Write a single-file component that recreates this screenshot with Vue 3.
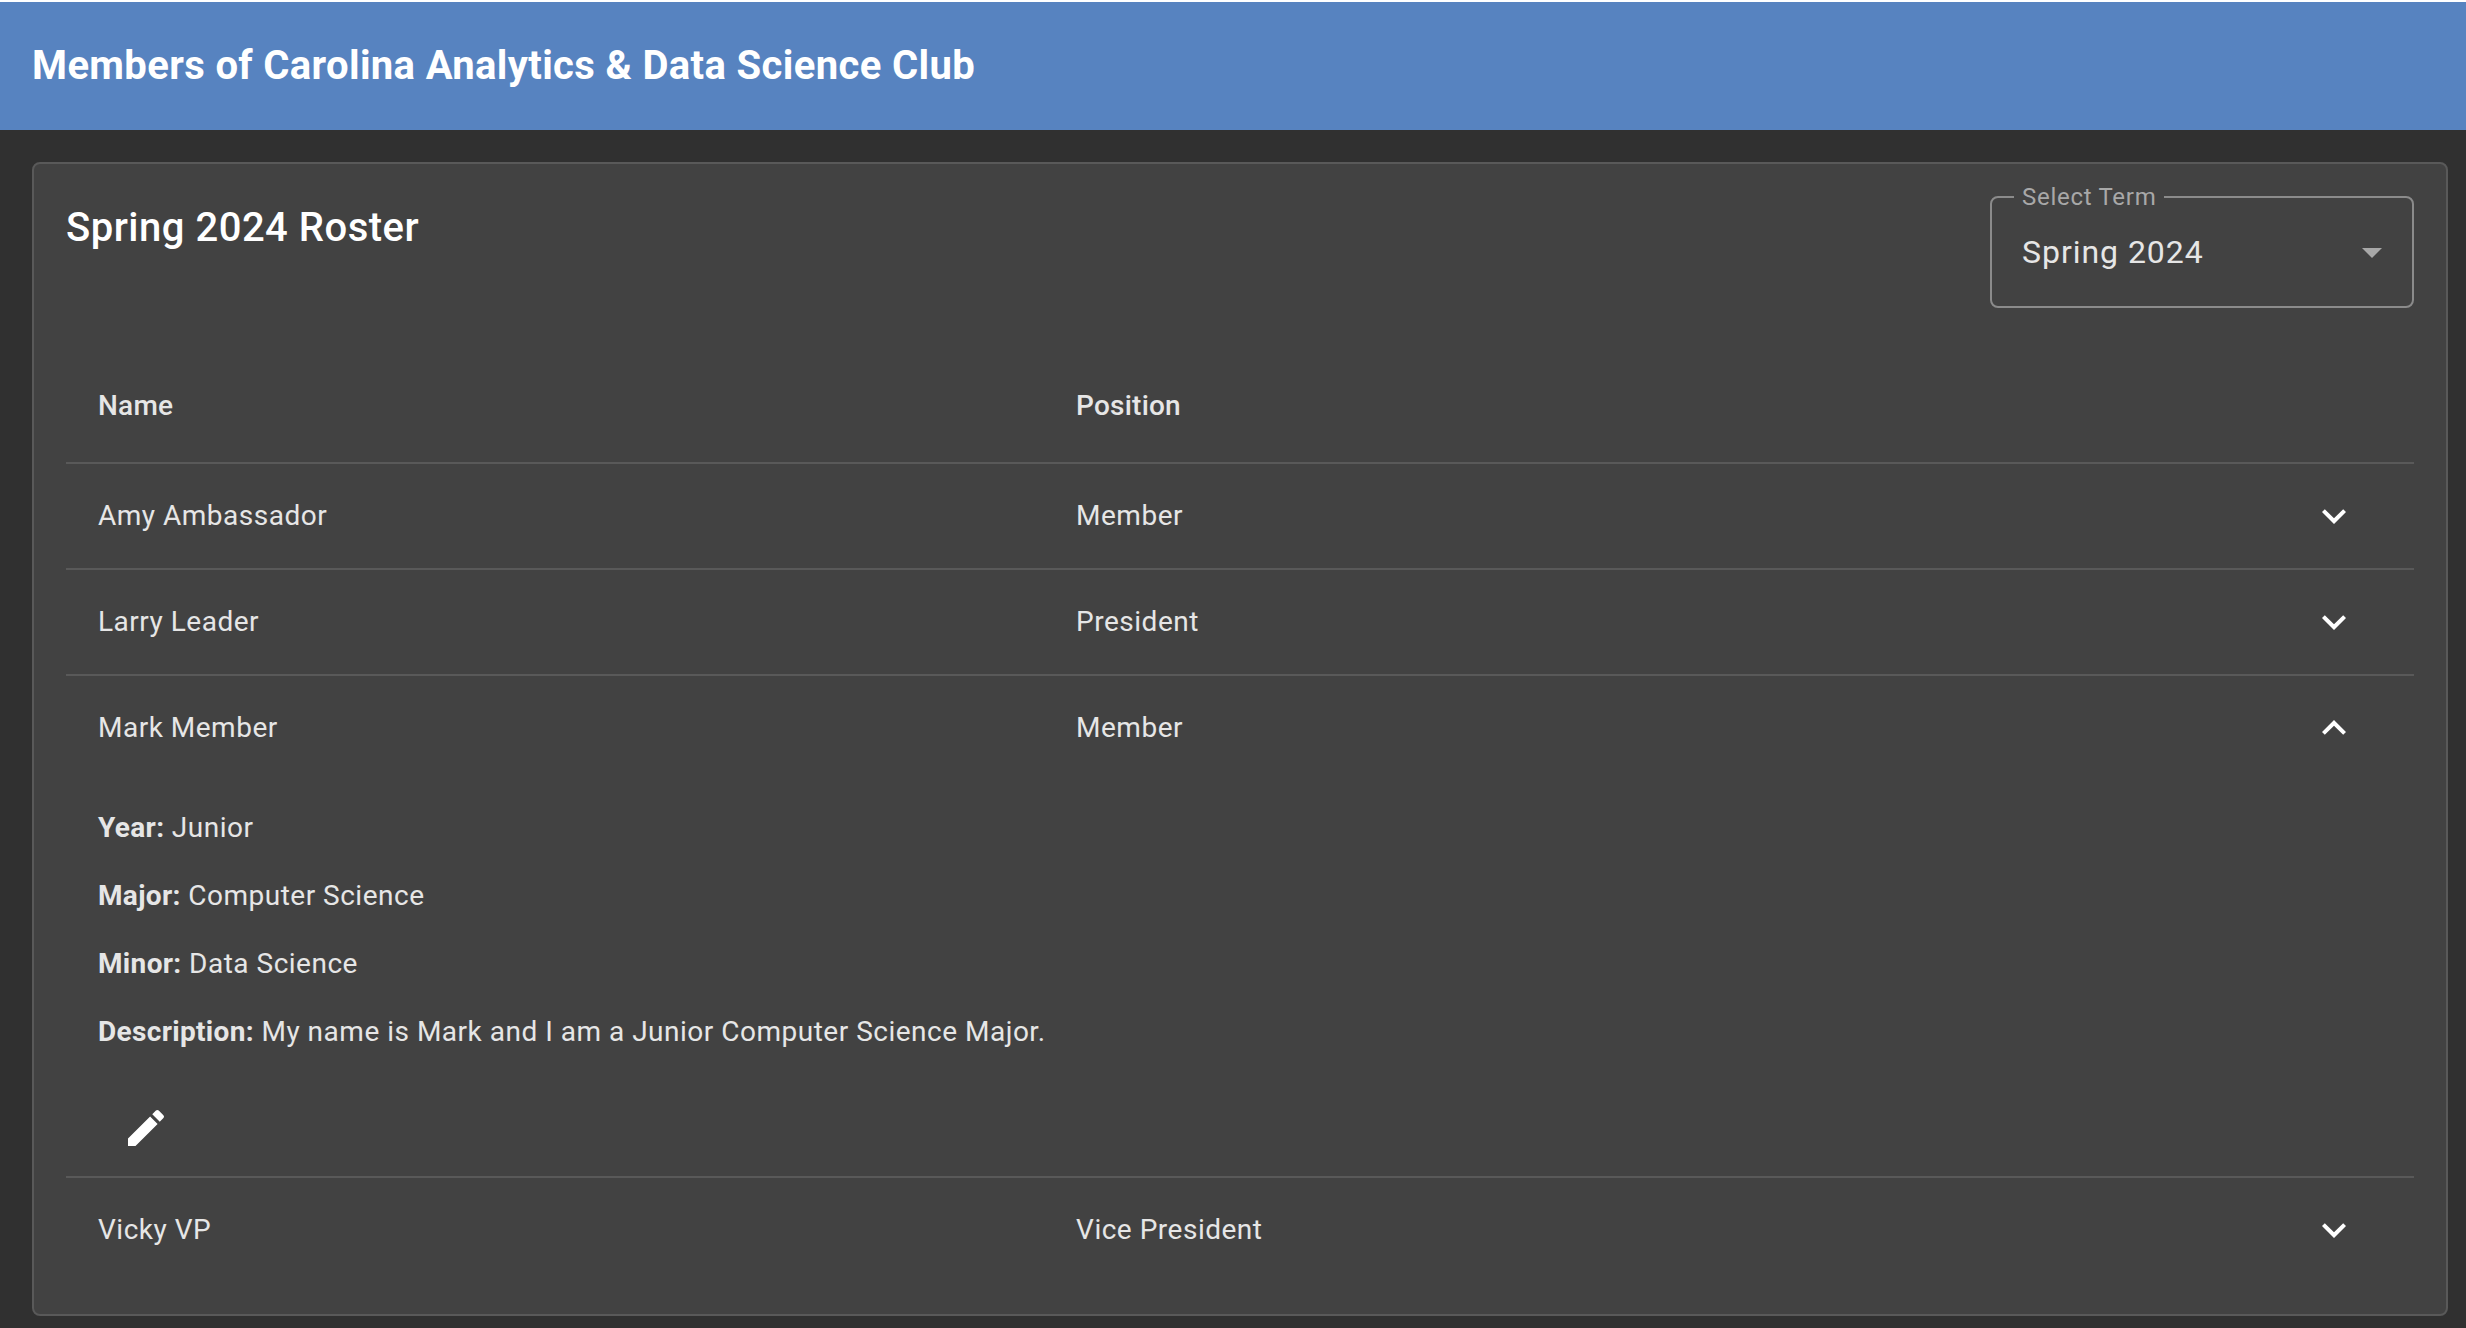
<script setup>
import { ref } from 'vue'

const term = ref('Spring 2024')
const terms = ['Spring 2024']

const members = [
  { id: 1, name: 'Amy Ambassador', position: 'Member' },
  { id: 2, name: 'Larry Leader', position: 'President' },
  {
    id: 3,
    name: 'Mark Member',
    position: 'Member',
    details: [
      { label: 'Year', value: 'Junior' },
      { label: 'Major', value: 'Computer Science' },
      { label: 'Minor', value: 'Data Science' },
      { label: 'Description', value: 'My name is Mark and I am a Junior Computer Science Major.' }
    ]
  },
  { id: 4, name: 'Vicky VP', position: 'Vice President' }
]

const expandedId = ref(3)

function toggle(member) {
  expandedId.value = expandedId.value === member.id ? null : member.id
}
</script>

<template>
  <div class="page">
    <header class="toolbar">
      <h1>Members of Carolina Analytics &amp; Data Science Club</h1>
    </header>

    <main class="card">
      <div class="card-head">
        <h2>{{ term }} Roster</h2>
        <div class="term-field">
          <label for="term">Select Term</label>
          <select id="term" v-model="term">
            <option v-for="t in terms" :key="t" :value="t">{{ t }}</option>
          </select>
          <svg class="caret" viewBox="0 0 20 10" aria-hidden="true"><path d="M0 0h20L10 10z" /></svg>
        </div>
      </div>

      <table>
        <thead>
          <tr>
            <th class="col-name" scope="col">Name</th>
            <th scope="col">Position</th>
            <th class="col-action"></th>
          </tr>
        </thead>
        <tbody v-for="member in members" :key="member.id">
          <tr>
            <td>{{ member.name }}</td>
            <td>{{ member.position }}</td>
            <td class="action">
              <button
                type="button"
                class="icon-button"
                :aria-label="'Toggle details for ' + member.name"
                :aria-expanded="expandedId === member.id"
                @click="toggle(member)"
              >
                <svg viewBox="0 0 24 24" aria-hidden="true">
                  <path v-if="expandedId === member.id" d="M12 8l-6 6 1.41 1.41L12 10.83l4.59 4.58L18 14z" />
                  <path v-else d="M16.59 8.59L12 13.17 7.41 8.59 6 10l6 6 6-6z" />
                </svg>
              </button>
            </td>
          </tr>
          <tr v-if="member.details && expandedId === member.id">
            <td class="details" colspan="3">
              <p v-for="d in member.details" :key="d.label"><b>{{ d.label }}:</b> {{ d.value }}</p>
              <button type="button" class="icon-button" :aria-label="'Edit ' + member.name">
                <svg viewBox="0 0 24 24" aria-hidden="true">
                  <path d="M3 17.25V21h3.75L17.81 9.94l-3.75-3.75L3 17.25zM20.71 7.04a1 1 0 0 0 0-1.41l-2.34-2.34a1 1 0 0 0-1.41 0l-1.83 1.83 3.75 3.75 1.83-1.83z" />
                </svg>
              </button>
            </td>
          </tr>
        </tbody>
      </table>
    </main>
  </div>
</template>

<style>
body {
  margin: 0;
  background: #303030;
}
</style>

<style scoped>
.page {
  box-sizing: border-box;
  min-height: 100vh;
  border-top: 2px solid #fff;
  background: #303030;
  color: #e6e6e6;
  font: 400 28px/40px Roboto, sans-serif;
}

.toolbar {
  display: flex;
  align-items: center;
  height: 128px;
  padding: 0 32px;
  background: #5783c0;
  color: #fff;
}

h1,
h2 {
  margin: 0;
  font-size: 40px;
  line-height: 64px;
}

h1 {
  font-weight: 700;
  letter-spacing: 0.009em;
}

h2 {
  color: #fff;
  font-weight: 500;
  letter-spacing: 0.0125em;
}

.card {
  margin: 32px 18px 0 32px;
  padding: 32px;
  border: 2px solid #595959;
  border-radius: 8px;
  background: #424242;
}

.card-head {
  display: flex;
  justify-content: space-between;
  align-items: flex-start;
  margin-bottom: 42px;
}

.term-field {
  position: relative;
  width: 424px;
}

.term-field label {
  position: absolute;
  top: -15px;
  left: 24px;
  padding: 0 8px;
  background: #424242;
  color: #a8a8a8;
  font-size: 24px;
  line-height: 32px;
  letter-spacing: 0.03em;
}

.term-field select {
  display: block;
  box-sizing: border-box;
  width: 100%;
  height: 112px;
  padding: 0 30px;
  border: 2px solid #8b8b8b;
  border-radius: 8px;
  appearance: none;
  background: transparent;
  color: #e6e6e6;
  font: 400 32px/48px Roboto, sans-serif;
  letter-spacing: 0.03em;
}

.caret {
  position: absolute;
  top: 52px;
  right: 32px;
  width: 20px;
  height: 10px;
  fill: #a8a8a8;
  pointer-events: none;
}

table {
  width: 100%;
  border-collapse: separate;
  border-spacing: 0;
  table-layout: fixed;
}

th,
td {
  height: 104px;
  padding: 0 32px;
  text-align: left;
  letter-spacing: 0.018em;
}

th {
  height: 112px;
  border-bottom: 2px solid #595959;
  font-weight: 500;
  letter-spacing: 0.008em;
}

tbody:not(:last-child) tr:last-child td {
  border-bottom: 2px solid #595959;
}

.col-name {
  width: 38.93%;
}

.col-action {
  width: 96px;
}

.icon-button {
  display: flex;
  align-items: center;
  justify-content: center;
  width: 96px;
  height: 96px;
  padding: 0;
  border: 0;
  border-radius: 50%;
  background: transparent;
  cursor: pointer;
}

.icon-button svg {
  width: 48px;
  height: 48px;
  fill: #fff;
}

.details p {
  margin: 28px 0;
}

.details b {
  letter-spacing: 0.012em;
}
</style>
++++++++
Do this> From the top of the listing above, repeat each line exactly until you reach the line containing "const expandedId = ref(3)", and repeat that one too. Leave the pictures out.

Task solution>
Write a single-file component that recreates this screenshot with Vue 3.
<script setup>
import { ref } from 'vue'

const term = ref('Spring 2024')
const terms = ['Spring 2024']

const members = [
  { id: 1, name: 'Amy Ambassador', position: 'Member' },
  { id: 2, name: 'Larry Leader', position: 'President' },
  {
    id: 3,
    name: 'Mark Member',
    position: 'Member',
    details: [
      { label: 'Year', value: 'Junior' },
      { label: 'Major', value: 'Computer Science' },
      { label: 'Minor', value: 'Data Science' },
      { label: 'Description', value: 'My name is Mark and I am a Junior Computer Science Major.' }
    ]
  },
  { id: 4, name: 'Vicky VP', position: 'Vice President' }
]

const expandedId = ref(3)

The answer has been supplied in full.